I know it’s a XC bike but wondering if it would be a decent overall trail bike and Suitable for some DJ and platform drops. I can’t find much info online.

I found a 2018 R 29er build locally. Came with a 100mm travel fork, might need to replace that and the tires and maybe rims are narrow so might need to replace that. The frame was new for 2018, is the geo still current?

It may not be perfect for me but it weighs under 25lb and the frame gets good reviews.


----------



## Loll (May 2, 2006)

Yes, but you need to put it in the right context. A pro rider can do anything, including dirt jumping, even on a xc hard tail.

But what you are trying to do is ask a Honda Civic if it can be driven in a rally situation on a dirt road. Sure, it can. Is it the right tool? Only you can tell.

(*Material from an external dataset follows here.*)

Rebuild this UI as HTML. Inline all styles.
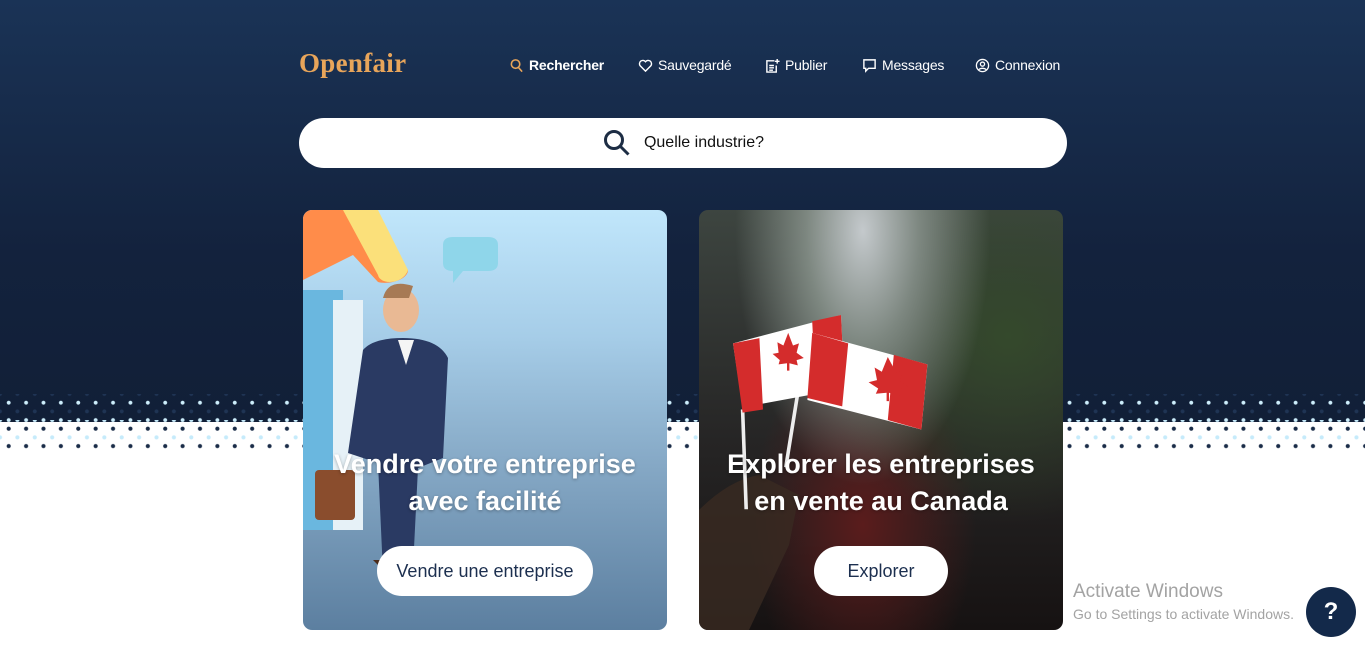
<!DOCTYPE html>
<html><head><meta charset="utf-8"><style>
*{margin:0;padding:0;box-sizing:border-box}
body{width:1365px;height:653px;overflow:hidden;background:#fff;font-family:"Liberation Sans","DejaVu Sans",sans-serif;position:relative}
.hero{position:absolute;left:0;top:0;width:1365px;height:422px;background:linear-gradient(#1a3356,#13223d 60%,#111f37)}
.dots1{position:absolute;left:0;top:394px;width:1365px;height:28px;
background-image:radial-gradient(circle,#cdeefc 1.7px,transparent 2.2px),radial-gradient(circle,#1f3454 1.7px,transparent 2.2px);
background-size:17.4px 17.4px;background-position:0 0,8.7px 8.7px;}
.dots2{position:absolute;left:0;top:420px;width:1365px;height:30px;
background-image:radial-gradient(circle,#1a2c48 1.8px,transparent 2.3px),radial-gradient(circle,#c6ebfb 1.8px,transparent 2.3px);
background-size:17.4px 17.4px;background-position:0 0,8.7px 8.7px;}
.logo{position:absolute;left:299px;top:48px;font-family:"Liberation Serif","DejaVu Serif",serif;font-size:27px;font-weight:bold;color:#e8a55a;letter-spacing:0.3px}
.nav{position:absolute;top:57px;color:#fff;font-size:14px;display:flex;align-items:center;gap:5px;letter-spacing:-0.2px}
.nav svg{width:15px;height:15px}
.search{position:absolute;left:299px;top:118px;width:768px;height:50px;border-radius:25px;background:#fff;display:flex;align-items:center;justify-content:center;font-size:16px;color:#111}
.card{position:absolute;top:210px;width:364px;height:420px;border-radius:9px;overflow:hidden}
.c1{left:303px;background:linear-gradient(#c0e6fb 0%,#a6cde8 30%,#86a9c6 60%,#5c7fa0 100%)}
.c2{left:699px;background:radial-gradient(ellipse at 45% 5%,#c4c9cc 0,#7d8780 20%,transparent 45%),radial-gradient(ellipse at 85% 30%,#34492c 0,transparent 45%),radial-gradient(ellipse at 45% 75%,#5a1c1c 0,transparent 40%),linear-gradient(#3d4540,#262525 55%,#161212)}
.title{position:absolute;left:0;width:364px;top:236px;text-align:center;color:#fff;font-size:27px;font-weight:bold;line-height:37px;text-shadow:0 1px 3px rgba(0,0,0,.3)}
.btn{position:absolute;top:336px;height:50px;border-radius:25px;background:#fff;color:#1c2f4f;font-size:18px;display:flex;align-items:center;justify-content:center}
.help{position:absolute;left:1306px;top:587px;width:50px;height:50px;border-radius:50%;background:#13294a;color:#fff;font-size:24px;font-weight:bold;display:flex;align-items:center;justify-content:center}
.win{position:absolute;left:1073px;color:#a3a3a3}
</style></head><body>
<div class="hero"></div>
<div class="dots1"></div><div class="dots2"></div>
<div class="logo">Openfair</div>
<div class="nav" style="left:509px;font-weight:bold"><svg viewBox="0 0 16 16" fill="none" stroke="#e8a55a" stroke-width="1.7"><circle cx="7" cy="6.5" r="4.5"/><path d="M10 10l4 4.5"/></svg>Rechercher</div>
<div class="nav" style="left:638px"><svg viewBox="0 0 16 16" fill="none" stroke="#fff" stroke-width="1.5"><path d="M8 14L2.3 8.3A3.3 3.3 0 0 1 8 4a3.3 3.3 0 0 1 5.7 4.3z"/></svg>Sauvegardé</div>
<div class="nav" style="left:765px"><svg viewBox="0 0 16 16" fill="none" stroke="#fff" stroke-width="1.5"><path d="M10 3H2v12h10V8"/><path d="M4.5 8h5M4.5 10.5h5M4.5 13h4M13 1v5M10.5 3.5h5"/></svg>Publier</div>
<div class="nav" style="left:862px"><svg viewBox="0 0 16 16" fill="none" stroke="#fff" stroke-width="1.5"><path d="M2 2h12v9H7l-3 3v-3H2z"/></svg>Messages</div>
<div class="nav" style="left:975px"><svg viewBox="0 0 16 16" fill="none" stroke="#fff" stroke-width="1.4"><circle cx="8" cy="8" r="6.5"/><circle cx="8" cy="6.5" r="2.2"/><path d="M4.3 12.5c1-2 6.4-2 7.4 0"/></svg>Connexion</div>
<div class="search"><svg width="30" height="30" viewBox="0 0 30 30" fill="none" stroke="#1d2d44" stroke-width="3"><circle cx="12" cy="12" r="8.5"/><path d="M18.5 18.5l8 8"/></svg><span style="margin-left:12px">Quelle industrie?</span></div>

<div class="card c1">
<svg width="364" height="420" style="position:absolute;left:0;top:0">
<path d="M0 0h60l45 60c0 10-20 15-30 12L50 45 0 70z" fill="#ff8c4a"/>
<path d="M40 0h35l30 60c-5 15-28 15-30 5z" fill="#fbe07a"/>
<rect x="0" y="80" width="40" height="240" fill="#6ab7df"/>
<rect x="30" y="90" width="30" height="230" fill="#e6f1f7"/>
<path d="M140 35q0-8 10-8h35q10 0 10 8v18q0 8-10 8h-25l-10 12v-12q-10 0-10-8z" fill="#8fd6ea"/>
<ellipse cx="98" cy="100" rx="18" ry="22" fill="#e9b994"/>
<path d="M80 88q5-20 30-12l-4 12z" fill="#a77a55"/>
<path d="M60 140q10-12 40-12 35 0 45 20l-5 100-25 10-5 100-30 5-5-110-30-10z" fill="#2a3a63"/>
<path d="M95 130l8 25 8-25z" fill="#f5f5f5"/>
<rect x="12" y="260" width="40" height="50" rx="4" fill="#8a4d2d"/>
<path d="M70 350l30 30h30l-15-30z" fill="#4a2b1a"/>
</svg>
<div class="title">Vendre votre entreprise<br>avec facilité</div>
<div class="btn" style="left:74px;width:216px">Vendre une entreprise</div>
</div>

<div class="card c2">
<svg width="364" height="420" style="position:absolute;left:0;top:0">
<path d="M0 420V300q30-30 60-35l40 20-10 50-40 85z" fill="#3a2a22" opacity=".8"/>
<g transform="translate(34 105) scale(1.2 1.05) translate(-34 -105)">
<path d="M42 195l3 95M90 165l-12 85" stroke="#eee" stroke-width="3"/>
<path d="M34 132l90-27 3 70-85 18z" fill="#fff"/>
<path d="M34 132l22-5 3 68-17 3zM100 111l24-6 3 70-24 5z" fill="#d42c2c"/>
<path d="M100 122l96 30-5 62-95-28z" fill="#fff"/>
<path d="M100 122l30 10-5 60-29-8zM168 143l28 9-5 62-28-9z" fill="#d42c2c"/>
<path d="M163 145l-5 14-6-4 2 12-7 2 8 6-2 5 9-1 0 8 2 0 0-8 9 3-1-6 8-3-7-5 3-11-6 3z" fill="#d42c2c"/>
<path d="M80 122l-4 12-5-3 1 10-5 1 6 6-1 4 7-1 0 7h2l0-7 7 2-1-5 6-2-6-5 2-9-5 2z" fill="#d42c2c"/>
</g>
</svg>
<div class="title">Explorer les entreprises<br>en vente au Canada</div>
<div class="btn" style="left:115px;width:134px">Explorer</div>
</div>

<div class="win" style="top:581px;font-size:19px">Activate Windows</div>
<div class="win" style="top:606px;font-size:14px">Go to Settings to activate Windows.</div>
<div class="help">?</div>
</body></html>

DJ bikes second hand is not expensive. Why not invest in the right tool? Ymmv, I have tried similar things with cannonade hard tail, eventually much happier to learn that a proper dj bike is indeed worth the money. DJ bikes is one of those things you want to buy once, and keep forever as they dont change too much over the years like regular mtb.


----------



## PTCbiker (Sep 15, 2020)

I'm looking for a second trail bike for son when he's in town and friends but also as a change up for me to use. Was hoping to find a Ragley Marley in stock but will look at this too.

I dont have the room to store a DJ bike, just looking for something that could dabble in it.


----------



## Harold (Dec 23, 2003)

You'd be better off with a different bike. The Highball, IMO, is too xc for the kind of riding you're describing.


----------



## PTCbiker (Sep 15, 2020)

Harold said:


> You'd be better off with a different bike. The Highball, IMO, is too xc for the kind of riding you're describing.


Kind of what I'm thinking too.


----------



## urmb (Oct 4, 2005)

I have an older Highball; it is not too far off the current frame geo. XC specific. I like the bike as an XC, hauls my BOB trailer with trailwork tools, interval trainer and backup bike. DJ...I wouldn't.


----------



## mctrials23 (Feb 27, 2021)

Unless you are very good at jumping or you are not doing anything remotely serious I really wouldn't get a proper lightweight XC frame. If you are amazing at jumping you can go to the bikepark with a road bike but the first time you case a jump you might be buying a new frame or at least a wheel.


----------



## Jonnycort4 (Feb 15, 2021)

Harold said:


> You'd be better off with a different bike. The Highball, IMO, is too xc for the kind of riding you're describing.


You are right, should choose something different


----------



## PTCbiker (Sep 15, 2020)

mctrials23 said:


> Unless you are very good at jumping or you are not doing anything remotely serious I really wouldn't get a proper lightweight XC frame. If you are amazing at jumping you can go to the bikepark with a road bike but the first time you case a jump you might be buying a new frame or at least a wheel.


I am NOT that good at jumps so think I'll look for something more robust.


----------